LEVITIATHAN opens with the crunching electric guitar riffs of “Everlasting Cup” which sits somewhere between the Sex Pistols and David Bowie on the hypothetical sound scale. “I Believe In You” is a very brief sugar sweet acoustic-guitar interlude before we move into Talking Heads territory with the scintillating tempo changing “Saturn’s First Return”.
“The Psychic” possibly remains the album’s absolute highlight for me. A slow, hypnotic and haunting bass-dominated rhythm, forms the perfect backdrop to Nick Stanifer’s low-key vocal phrasing.
Uncluttered yet profound, this composition confirms that it’s not how much music you put into a song, but rather how you put it there, that really makes the difference. Genius.
The album continues with “Strange Generation” and the punkish “Lenador” which to be fair, displays a sprinkle of JANG’s experimental touches found on his previous albums.
“She Was Once My Nurse” is another acoustic-guitar driven rhythmic ditto, which also highlights another of JANG’s strengths. The ability to write clever tongue-in-cheek lyrics that dissect the mind and soul with the precision of a freshly sharpened scalpel.
“Don’t Expect A Call” leads us to other album highlights. Like “What Will Become Of The Workers In Sound” and “Together”. In which Nick Stanifer exhibits the same poetic brilliance of a young and rebellious Lou Reed. Long before Lou sold his soul to Metallica and other junk albums of course.

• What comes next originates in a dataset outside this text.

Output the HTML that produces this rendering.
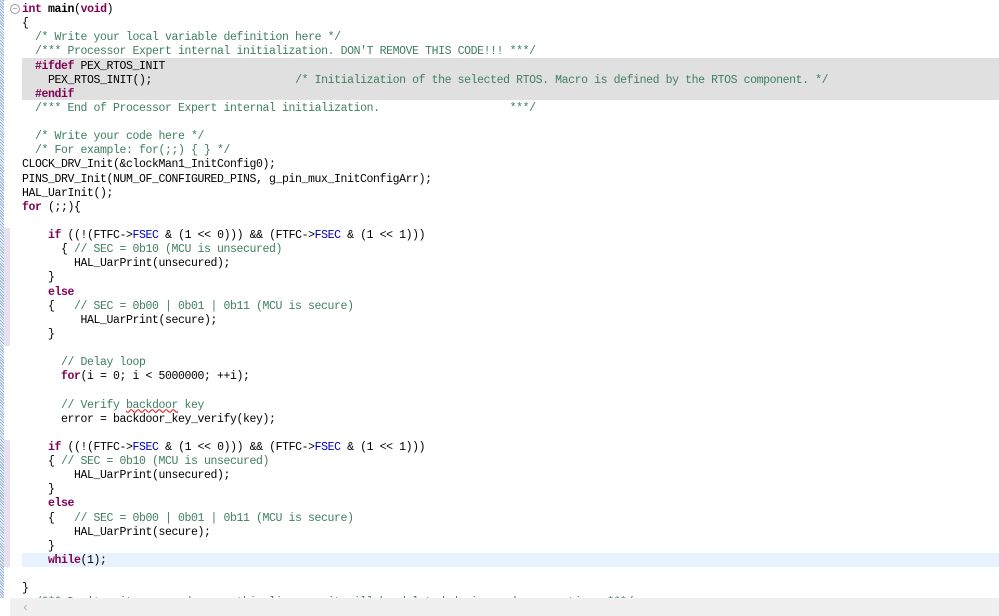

So after a good long listen, how would we describe the Nick Stanifer project, JANG?
Considering that Nick has worked on 4 albums during the past two years. Each different in concept and execution. We’d say that JANG is a courageous young innovator who shows no fear of taking chances with his music.
He moves from remixing other artists music, to playing and composing his own, without much ado. And whether it’s electronica or acoustic doesn’t really seem to make much difference to him either.
More than to any genre, the JANG project belongs to a very rare group.
The group of creative souls.
Of which Nick Stanifer should be a proud member.